I can tell you that yes, the elite-U kids will not only get the job/opportunities, but that the odds are excellent that the state-U kids will never know the jobs or opportunities exist unless someone like me, who’s essentially doing volunteer work but knows where to look, takes time to find out, let them know, and tries to orient them. Now that a competition is possible, the state-U kid will still likely lose, because they’re not socialized into the manner of the elite U student, will not be coached step-by-step, and will simply, as a friend once memorably put it, “have the wrong smell.”
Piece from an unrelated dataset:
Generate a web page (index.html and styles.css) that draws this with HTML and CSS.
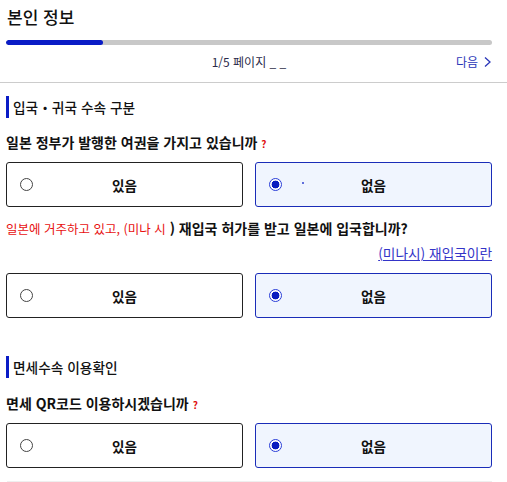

If you do move on to that rare super-talented flagship kid, then the question’s about (a) whether the kid can self-coach in a way that can compete with an elite U’s worth of faculty and staff plus rich parents, and (b) whether the kid can hold together financially, physically, and mentally while doing this for four years. Every day, at the age of 18-22, ish. I see kids like this hit the wall and break up like tie-wing fighters on the regular. Yes, they get scholarships, but their families aren’t often in good shape, and they’re also responsible people – if mom’s sick, if the autistic brother needs looking after, they’ll leave for a semester that turns into three, and I’ve yet to see any come back with the same momentum. And if poor advising means they don’t find out they’re in the wrong major for their talent until semester five, they don’t have money for an extra full-pay year, even at the state school.

I cannot underscore it heavily enough: the state Us are not equipped to support that kind of talent and drive it to join up with the elite-U kids at graduation. The state Us are concentrating on retaining a pulse.